■ YOUR TASK ■
Only a number is required: how many lines of the material contain the word "Tailwind"?

[start of MATERIAL]

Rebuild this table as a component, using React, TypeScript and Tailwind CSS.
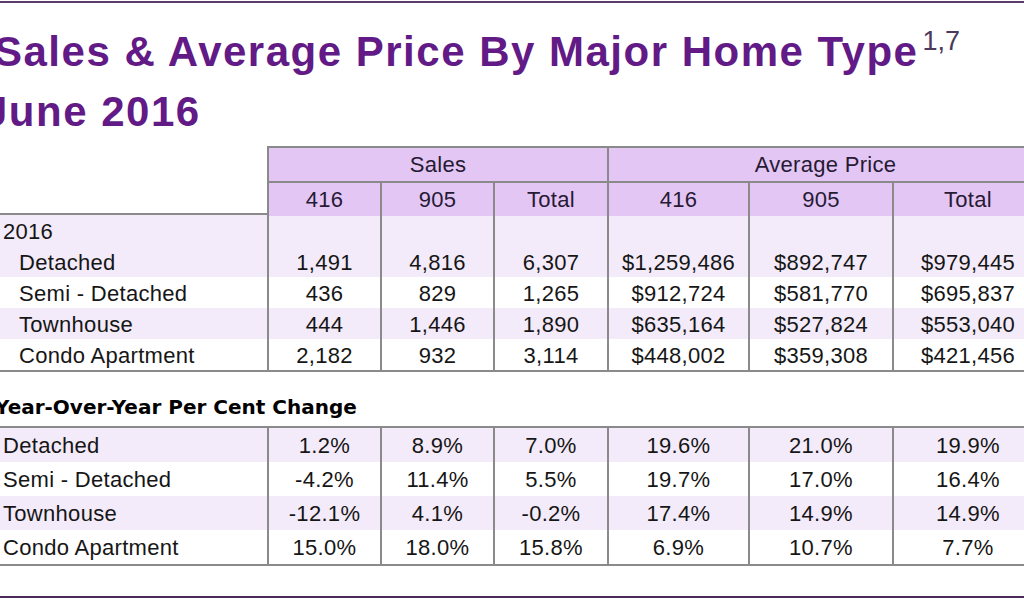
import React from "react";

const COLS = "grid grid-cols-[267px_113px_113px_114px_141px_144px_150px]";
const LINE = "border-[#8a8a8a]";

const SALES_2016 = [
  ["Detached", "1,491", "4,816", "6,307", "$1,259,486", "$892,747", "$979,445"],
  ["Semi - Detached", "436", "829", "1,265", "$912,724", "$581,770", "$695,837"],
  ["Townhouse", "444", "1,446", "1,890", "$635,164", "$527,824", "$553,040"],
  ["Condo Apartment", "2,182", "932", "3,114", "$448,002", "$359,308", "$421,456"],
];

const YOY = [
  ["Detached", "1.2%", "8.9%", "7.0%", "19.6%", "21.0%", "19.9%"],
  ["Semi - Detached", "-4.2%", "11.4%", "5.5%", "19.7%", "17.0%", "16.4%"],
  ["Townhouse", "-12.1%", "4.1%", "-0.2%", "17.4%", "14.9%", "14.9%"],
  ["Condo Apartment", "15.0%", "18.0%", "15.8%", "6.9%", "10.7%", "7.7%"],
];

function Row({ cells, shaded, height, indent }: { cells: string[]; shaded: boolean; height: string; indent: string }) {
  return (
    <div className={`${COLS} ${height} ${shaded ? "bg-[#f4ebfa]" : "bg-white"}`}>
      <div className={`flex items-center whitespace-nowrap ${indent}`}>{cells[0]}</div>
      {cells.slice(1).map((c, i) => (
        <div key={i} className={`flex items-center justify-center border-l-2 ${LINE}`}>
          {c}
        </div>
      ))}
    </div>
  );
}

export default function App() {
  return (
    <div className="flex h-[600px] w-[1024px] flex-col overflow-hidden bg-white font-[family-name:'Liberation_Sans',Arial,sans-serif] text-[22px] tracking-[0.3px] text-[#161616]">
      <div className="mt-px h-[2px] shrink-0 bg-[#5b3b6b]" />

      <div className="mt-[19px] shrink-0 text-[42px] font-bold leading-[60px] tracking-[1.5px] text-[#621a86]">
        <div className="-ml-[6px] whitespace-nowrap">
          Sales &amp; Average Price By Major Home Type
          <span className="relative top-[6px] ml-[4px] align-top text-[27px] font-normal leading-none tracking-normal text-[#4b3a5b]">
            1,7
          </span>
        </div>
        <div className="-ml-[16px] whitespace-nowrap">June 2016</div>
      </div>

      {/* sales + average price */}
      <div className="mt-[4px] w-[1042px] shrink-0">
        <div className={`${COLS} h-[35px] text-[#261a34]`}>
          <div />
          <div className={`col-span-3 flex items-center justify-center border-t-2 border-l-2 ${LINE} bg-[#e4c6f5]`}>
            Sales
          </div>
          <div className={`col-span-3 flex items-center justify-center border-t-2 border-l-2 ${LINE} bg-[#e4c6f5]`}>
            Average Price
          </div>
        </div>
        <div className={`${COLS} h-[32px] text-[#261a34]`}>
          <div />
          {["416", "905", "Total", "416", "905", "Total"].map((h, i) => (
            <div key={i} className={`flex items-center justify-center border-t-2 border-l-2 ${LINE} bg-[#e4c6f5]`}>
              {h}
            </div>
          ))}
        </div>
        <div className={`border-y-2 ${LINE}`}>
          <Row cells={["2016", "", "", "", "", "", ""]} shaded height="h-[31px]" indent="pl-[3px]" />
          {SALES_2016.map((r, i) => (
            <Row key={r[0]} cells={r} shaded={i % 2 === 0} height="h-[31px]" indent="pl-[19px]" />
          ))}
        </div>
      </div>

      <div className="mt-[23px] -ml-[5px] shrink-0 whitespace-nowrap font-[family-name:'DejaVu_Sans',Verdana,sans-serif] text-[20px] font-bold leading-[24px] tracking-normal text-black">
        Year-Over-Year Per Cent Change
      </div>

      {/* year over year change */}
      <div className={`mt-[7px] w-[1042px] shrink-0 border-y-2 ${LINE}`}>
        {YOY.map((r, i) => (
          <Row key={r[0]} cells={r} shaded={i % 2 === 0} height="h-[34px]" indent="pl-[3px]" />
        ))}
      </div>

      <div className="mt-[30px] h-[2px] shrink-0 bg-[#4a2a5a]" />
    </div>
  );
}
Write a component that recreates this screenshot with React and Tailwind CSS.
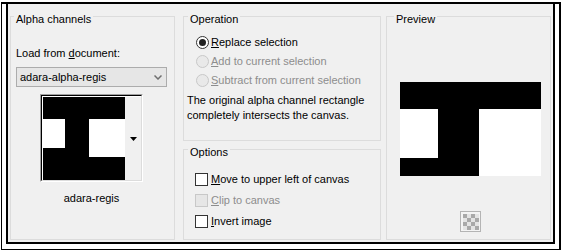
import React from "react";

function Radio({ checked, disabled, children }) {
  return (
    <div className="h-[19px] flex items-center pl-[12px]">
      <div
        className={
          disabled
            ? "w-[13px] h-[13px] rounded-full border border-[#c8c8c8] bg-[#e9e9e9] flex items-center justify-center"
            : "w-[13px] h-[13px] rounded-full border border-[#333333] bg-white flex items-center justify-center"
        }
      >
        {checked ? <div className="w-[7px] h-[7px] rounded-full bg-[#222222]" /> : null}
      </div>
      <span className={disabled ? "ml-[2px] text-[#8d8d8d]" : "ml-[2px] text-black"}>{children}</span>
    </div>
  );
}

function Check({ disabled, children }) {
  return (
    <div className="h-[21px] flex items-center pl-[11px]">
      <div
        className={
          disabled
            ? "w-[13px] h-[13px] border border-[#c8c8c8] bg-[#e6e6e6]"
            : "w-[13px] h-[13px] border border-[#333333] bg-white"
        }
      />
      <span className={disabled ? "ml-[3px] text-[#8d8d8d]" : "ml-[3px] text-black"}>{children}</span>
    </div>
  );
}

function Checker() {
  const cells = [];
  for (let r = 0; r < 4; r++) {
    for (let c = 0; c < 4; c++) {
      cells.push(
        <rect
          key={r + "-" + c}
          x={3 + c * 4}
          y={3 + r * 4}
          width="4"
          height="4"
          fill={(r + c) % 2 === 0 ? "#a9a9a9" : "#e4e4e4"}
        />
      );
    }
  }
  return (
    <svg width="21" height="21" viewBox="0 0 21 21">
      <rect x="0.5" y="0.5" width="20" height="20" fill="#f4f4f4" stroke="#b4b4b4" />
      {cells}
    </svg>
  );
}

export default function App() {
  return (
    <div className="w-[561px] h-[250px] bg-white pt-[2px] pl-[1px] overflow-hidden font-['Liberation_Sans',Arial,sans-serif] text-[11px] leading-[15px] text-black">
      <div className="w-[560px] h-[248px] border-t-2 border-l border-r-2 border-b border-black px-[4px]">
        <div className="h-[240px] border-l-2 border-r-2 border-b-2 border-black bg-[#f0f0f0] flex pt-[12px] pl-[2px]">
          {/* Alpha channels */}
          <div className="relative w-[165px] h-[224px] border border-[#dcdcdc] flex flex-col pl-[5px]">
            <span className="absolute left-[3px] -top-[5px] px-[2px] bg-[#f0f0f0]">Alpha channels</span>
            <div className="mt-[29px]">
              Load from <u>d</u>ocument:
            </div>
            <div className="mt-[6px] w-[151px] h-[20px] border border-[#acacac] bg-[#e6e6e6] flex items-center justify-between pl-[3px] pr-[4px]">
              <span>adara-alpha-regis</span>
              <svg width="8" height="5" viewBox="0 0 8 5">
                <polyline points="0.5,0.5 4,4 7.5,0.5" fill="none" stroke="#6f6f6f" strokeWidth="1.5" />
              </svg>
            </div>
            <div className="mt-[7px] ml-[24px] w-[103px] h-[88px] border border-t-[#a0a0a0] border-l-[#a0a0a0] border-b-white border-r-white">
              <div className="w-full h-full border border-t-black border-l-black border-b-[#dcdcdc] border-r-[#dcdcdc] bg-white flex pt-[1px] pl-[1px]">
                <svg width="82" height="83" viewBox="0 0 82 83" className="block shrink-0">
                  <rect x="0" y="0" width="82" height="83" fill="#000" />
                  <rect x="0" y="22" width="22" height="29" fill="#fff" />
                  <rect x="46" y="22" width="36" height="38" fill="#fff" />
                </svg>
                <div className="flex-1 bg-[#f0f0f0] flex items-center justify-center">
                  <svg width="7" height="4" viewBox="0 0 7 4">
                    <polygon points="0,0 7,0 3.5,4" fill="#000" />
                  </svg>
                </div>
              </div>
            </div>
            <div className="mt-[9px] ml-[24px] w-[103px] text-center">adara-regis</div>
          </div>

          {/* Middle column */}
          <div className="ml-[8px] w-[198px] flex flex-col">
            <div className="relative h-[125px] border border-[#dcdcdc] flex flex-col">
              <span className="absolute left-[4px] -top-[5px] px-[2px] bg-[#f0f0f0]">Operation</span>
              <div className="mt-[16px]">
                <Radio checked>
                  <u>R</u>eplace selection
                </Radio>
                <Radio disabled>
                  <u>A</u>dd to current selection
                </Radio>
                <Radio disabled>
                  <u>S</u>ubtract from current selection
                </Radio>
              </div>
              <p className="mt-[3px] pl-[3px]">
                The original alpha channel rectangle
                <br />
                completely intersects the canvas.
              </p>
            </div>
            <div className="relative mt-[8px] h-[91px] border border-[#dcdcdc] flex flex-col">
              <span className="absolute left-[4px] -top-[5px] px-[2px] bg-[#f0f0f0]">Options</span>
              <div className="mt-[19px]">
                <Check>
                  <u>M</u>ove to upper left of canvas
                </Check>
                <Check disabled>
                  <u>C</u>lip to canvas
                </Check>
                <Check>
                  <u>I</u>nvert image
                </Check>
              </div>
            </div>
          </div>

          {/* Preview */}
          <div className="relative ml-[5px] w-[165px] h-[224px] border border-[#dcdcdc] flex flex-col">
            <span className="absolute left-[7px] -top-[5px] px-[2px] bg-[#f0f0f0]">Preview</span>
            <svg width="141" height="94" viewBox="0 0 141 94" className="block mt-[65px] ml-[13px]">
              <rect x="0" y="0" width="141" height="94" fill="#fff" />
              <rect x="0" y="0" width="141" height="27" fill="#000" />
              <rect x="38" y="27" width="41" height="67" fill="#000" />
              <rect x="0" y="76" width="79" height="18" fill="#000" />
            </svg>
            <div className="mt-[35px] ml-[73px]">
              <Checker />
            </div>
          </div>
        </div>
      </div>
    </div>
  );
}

[end of MATERIAL]

■ EXPECTED OUTPUT ■
2